Gerçeklik Sınırlarını Aşmak: Boyutlar Arası Portallar ve Paralel Evrenler
Kuantum fiziğinin sarsıcı keşifleri ve sicim teorisinin işaret ettiği çoklu evrenler, bilim dünyasını olduğu kadar hayal gücümüzü de derinden etkiliyor. Ya paralel gerçekliklere açılan kapılar sandığımızdan daha yakınımızdaysa? Ya farklı boyutları birbirine bağlayan portallar aslında mümkünse? Komplo teorisyenlerine göre, hükümetler ve gizli örgütler çoktan bu teknolojilere sahip ve onları bizden saklıyor. Gelin, boyutlar arası seyahatin sınırlarında kısa bir yolculuğa çıkalım ve alternatif gerçekliklerin gizemini birlikte keşfedelim.
CERN ve Gizli Boyut Deneyleri: Bilim mi, Komplo mu?
İsviçre sınırındaki CERN araştırma merkezi, dünyanın en büyük ve en güçlü parçacık hızlandırıcısına ev sahipliği yapıyor. Resmi olarak Büyük Hadron Çarpıştırıcısı (LHC) adı verilen bu dev makine, evreni oluşturan temel parçacıkları incelemek için tasarlanmış durumda.

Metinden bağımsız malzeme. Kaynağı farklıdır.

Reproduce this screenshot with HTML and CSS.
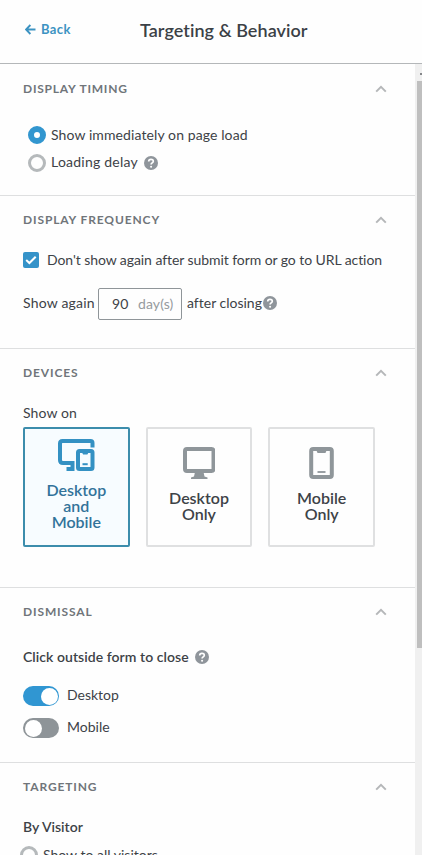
FILE: index.html
```
<!DOCTYPE html>
<html lang="en">
<head>
<meta charset="utf-8">
<title>Targeting &amp; Behavior</title>
<link rel="stylesheet" href="styles.css">
</head>
<body>
<svg class="defs" aria-hidden="true">
  <symbol id="chevron" viewBox="0 0 12 8"><path d="M1.200 6.600 6 1.800l4.800 4.800" fill="none" stroke="currentColor" stroke-width="2"/></symbol>
  <symbol id="help" viewBox="0 0 14 14"><circle cx="7" cy="7" r="7" fill="#8f959b"/><path d="M4.700 5.500C4.700 2.600 9.300 2.600 9.300 5.300 9.300 6.900 7.100 6.900 7.100 8.500" fill="none" stroke="#fff" stroke-width="1.700"/><circle cx="7.100" cy="10.700" r="1.050" fill="#fff"/></symbol>
</svg>
<header class="header">
  <a class="back"><svg width="11" height="11" viewBox="0 0 11 11"><path d="M10.500 5.500H1.500M5.400 1 1 5.500l4.400 4.500" fill="none" stroke="currentColor" stroke-width="1.900"/></svg>Back</a>
  <h1 class="title">Targeting &amp; Behavior</h1>
</header>
<div class="body">
  <main class="content">
    <section class="section timing">
      <div class="section-head"><h2>DISPLAY TIMING</h2><svg class="chevron"><use href="#chevron"/></svg></div>
      <div class="options">
        <label class="option"><span class="radio checked"></span><span class="option-text wide">Show immediately on page load</span></label>
        <label class="option"><span class="radio"></span><span class="option-text delay">Loading delay</span><svg class="help"><use href="#help"/></svg></label>
      </div>
    </section>
    <section class="section frequency">
      <div class="section-head"><h2>DISPLAY FREQUENCY</h2><svg class="chevron"><use href="#chevron"/></svg></div>
      <label class="check-row"><span class="checkbox"><svg width="12" height="10" viewBox="0 0 12 10"><path d="M1.200 5 4.400 8l6.300-6.300" fill="none" stroke="#fff" stroke-width="2"/></svg></span><span class="check-text">Don't show again after submit form or go to URL action</span></label>
      <div class="again-row"><span class="again">Show again</span><span class="days"><span class="value">90</span><span class="unit">day(s)</span></span><span class="after">after closing</span><svg class="help"><use href="#help"/></svg></div>
    </section>
    <section class="section devices">
      <div class="section-head"><h2>DEVICES</h2><svg class="chevron"><use href="#chevron"/></svg></div>
      <div class="show-on">Show on</div>
      <div class="cards">
        <div class="card selected">
          <svg width="37" height="32" viewBox="0 0 37 32"><path d="M34.500 8.500V4Q34.500 2 32.500 2H4.500Q2 2 2 4.500V21Q2 24 5 24H14.500V30H8.500" fill="none" stroke="currentColor" stroke-width="4"/><path fill-rule="evenodd" d="M21.500 10h11.500q3.500 0 3.500 3.500v15q0 3.500-3.500 3.500h-11.500q-3.500 0-3.500-3.500v-15q0-3.500 3.500-3.500zM22 14v14h10.500V14h-2.300l-.8 1.600h-4.300l-.8-1.600z" fill="currentColor"/><path d="M24.500 25.200h5.200" stroke="currentColor" stroke-width="2"/></svg>
          <span class="card-label">Desktop<br>and<br>Mobile</span>
        </div>
        <div class="card">
          <svg width="32" height="32" viewBox="0 0 32 32"><rect x="2" y="2" width="28.500" height="22" rx="2" fill="none" stroke="currentColor" stroke-width="4"/><path d="M12 25h8.500l1 4.500 3 1V32H8v-1.500l3-1z" fill="currentColor"/></svg>
          <span class="card-label">Desktop<br>Only</span>
        </div>
        <div class="card">
          <svg width="25" height="32" viewBox="0 0 25 32"><rect x="2.200" y="2" width="20.600" height="28" rx="2" fill="none" stroke="currentColor" stroke-width="4"/><path d="M7.500 3.500h10L16.500 6h-8z" fill="currentColor"/><path d="M8.500 25h8" stroke="currentColor" stroke-width="1.800"/></svg>
          <span class="card-label">Mobile<br>Only</span>
        </div>
      </div>
    </section>
    <section class="section dismissal">
      <div class="section-head"><h2>DISMISSAL</h2><svg class="chevron"><use href="#chevron"/></svg></div>
      <div class="subtitle"><span class="subtitle-text">Click outside form to close</span><svg class="help"><use href="#help"/></svg></div>
      <label class="switch-row"><span class="switch on"></span><span class="switch-text">Desktop</span></label>
      <label class="switch-row"><span class="switch"></span><span class="switch-text">Mobile</span></label>
    </section>
    <section class="section targeting">
      <div class="section-head"><h2>TARGETING</h2><svg class="chevron"><use href="#chevron"/></svg></div>
      <div class="subtitle visitor">By Visitor</div>
      <label class="option visitors"><span class="radio"></span><span class="option-text">Show to all visitors</span></label>
    </section>
  </main>
  <div class="scrollbar"><span class="arrow"></span><span class="thumb"></span></div>
</div>
</body>
</html>
```
FILE: styles.css
```
* { box-sizing: border-box; }
body {
  margin: 0;
  height: 855px;
  overflow: hidden;
  background: #fefefe;
  color: #3d4247;
  font: 14px/20px Lato, "Liberation Sans", sans-serif;
  font-variant-ligatures: none;
  white-space: nowrap;
}
h1, h2 { margin: 0; }
svg { display: block; flex: none; }
.defs { display: none; }

.header {
  display: flex;
  align-items: center;
  height: 64px;
  padding: 0 0 4px 25px;
  border-bottom: 1px solid #b4b7b9;
}
.back {
  display: flex;
  align-items: center;
  gap: 5px;
  width: 115px;
  padding-bottom: 1px;
  color: #3c93c2;
  font-size: 13px;
  font-weight: 700;
  letter-spacing: 0.4px;
}
.title { color: #3b4146; font-size: 18px; font-weight: 600; letter-spacing: 0.06px; }

.body { display: flex; height: 791px; }
.content { width: 415px; overflow: hidden; }
.section { border-bottom: 1px solid #dedfe0; padding: 14px 28px 0 23px; }
.timing { height: 132px; padding-top: 15px; }
.frequency { height: 153px; }
.devices { height: 239px; }
.dismissal { height: 175px; }
.targeting { height: 175px; }
.section-head { display: flex; align-items: center; justify-content: space-between; height: 20px; }
h2 { color: #70757a; font-size: 12px; font-weight: 700; letter-spacing: 0.87px; }
.timing h2 { letter-spacing: 0.78px; }
.chevron { width: 12px; height: 8px; color: #b5b7b9; }
.help { width: 14px; height: 14px; }

.options { margin: 22px 0 0 5px; }
.option { display: flex; align-items: center; height: 28px; }
.radio {
  width: 18px;
  height: 18px;
  margin-right: 5px;
  border: 3px solid #b5b9bb;
  border-radius: 50%;
}
.radio.checked { border: 6.500px solid #3296cf; background: #fff; }
.option-text { padding-bottom: 1px; }
.wide { letter-spacing: 0.1px; }
.delay { margin-right: 6px; padding-bottom: 2px; letter-spacing: 0.23px; }

.check-row { display: flex; align-items: center; height: 28px; margin-top: 16px; }
.checkbox {
  display: flex;
  align-items: center;
  justify-content: center;
  width: 16px;
  height: 16px;
  margin-right: 8px;
  border-radius: 2px;
  background: #3593c9;
}
.check-text { letter-spacing: -0.07px; }
.again-row { display: flex; align-items: center; height: 32px; margin-top: 14px; }
.again { width: 75px; padding-bottom: 2px; letter-spacing: 0.2px; }
.days {
  display: flex;
  align-items: center;
  width: 84px;
  height: 32px;
  padding-left: 13px;
  border: 1px solid #8f9599;
  border-radius: 2px;
}
.value { width: 26px; letter-spacing: 0.2px; }
.unit { color: #969b9f; letter-spacing: 0.1px; }
.after { width: 76px; margin-left: 5px; padding-bottom: 2px; }
.after + .help { margin-bottom: 2px; }

.show-on { margin-top: 20px; letter-spacing: 0.1px; }
.cards { display: grid; grid-template-columns: repeat(3, 1fr); gap: 16px; width: 352px; margin-top: 4px; }
.card {
  display: flex;
  flex-direction: column;
  align-items: center;
  justify-content: center;
  gap: 11px;
  height: 120px;
  padding-bottom: 6px;
  border: 2px solid #dfe0e1;
  border-radius: 2px;
  color: #8f969a;
}
.card.selected { border-color: #3c8dac; background: #f7fcff; color: #3491c3; }
.card-label { color: #3d4247; font-size: 16px; line-height: 16px; font-weight: 600; text-align: center; }
.selected .card-label { color: #32739a; }

.subtitle { display: flex; align-items: center; gap: 6px; height: 20px; margin: 25px 0 19px; font-weight: 600; }
.subtitle-text { letter-spacing: 0.05px; }
.switch-row { display: flex; align-items: center; height: 20px; margin-bottom: 12px; }
.switch {
  display: flex;
  width: 36px;
  height: 20px;
  margin-right: 8px;
  padding: 1.500px;
  border-radius: 10px;
  background: #8e9498;
}
.switch::before { content: ""; width: 17px; height: 17px; border-radius: 50%; background: #fff; }
.switch.on { justify-content: flex-end; background: #3096d2; }
.switch-text { padding-bottom: 3px; }

.subtitle.visitor { margin: 20px 0 4px; }
.option.visitors { margin-left: -3px; }

.scrollbar { display: flex; flex-direction: column; align-items: flex-end; width: 7px; background: #f0f0f0; }
.arrow { width: 2px; height: 2px; margin: 9px 0 6px; background: #85878a; }
.thumb { width: 5px; height: 567px; background: #bfbfbf; }
```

Ancak bazı komplo teorisyenleri, CERN'deki deneylerin aslında çok daha karanlık bir amaca hizmet ettiğini öne sürüyor. Onlara göre LHC, aslında paralel evrenlere ya da başka boyutlara geçiş yapmayı sağlayacak bir portal yaratmak için kullanılıyor. Yüksek enerjili parçacık çarpışmalarının, uzay-zaman dokusunda yırtıklar oluşturabileceği ve böylece farklı gerçeklikler arasında köprüler kurabileceği iddia ediliyor. Hatta CERN'ün gizli odaklarında, kara deliklerin oluşturulduğu ve bunların evrenler arası geçitlere dönüştürüldüğü bile öne sürülüyor. CERN yöneticilerinin okült sembolizme olan ilgisi, tesisin "Shiva" adlı bir heykele ev sahipliği yapması ve hatta insan kurban edildiğine dair söylentiler, komploculara göre planın karanlık yönünü ortaya koyuyor. Gerçekten de CERN, bilim kisvesi altında insanlığı tehlikeye atacak boyut kapıları mı açmaya çalışıyor? Yahut tüm bu iddialar, sadece bilimsel deneylerin yanlış yorumlanmasından mı ibaret? Şimdilik bu soruların cevabını bilmiyoruz. Ancak bilimin sınırlarını zorlarken, etik ve varoluşsal sorgulamaları da göz ardı etmemek gerekiyor.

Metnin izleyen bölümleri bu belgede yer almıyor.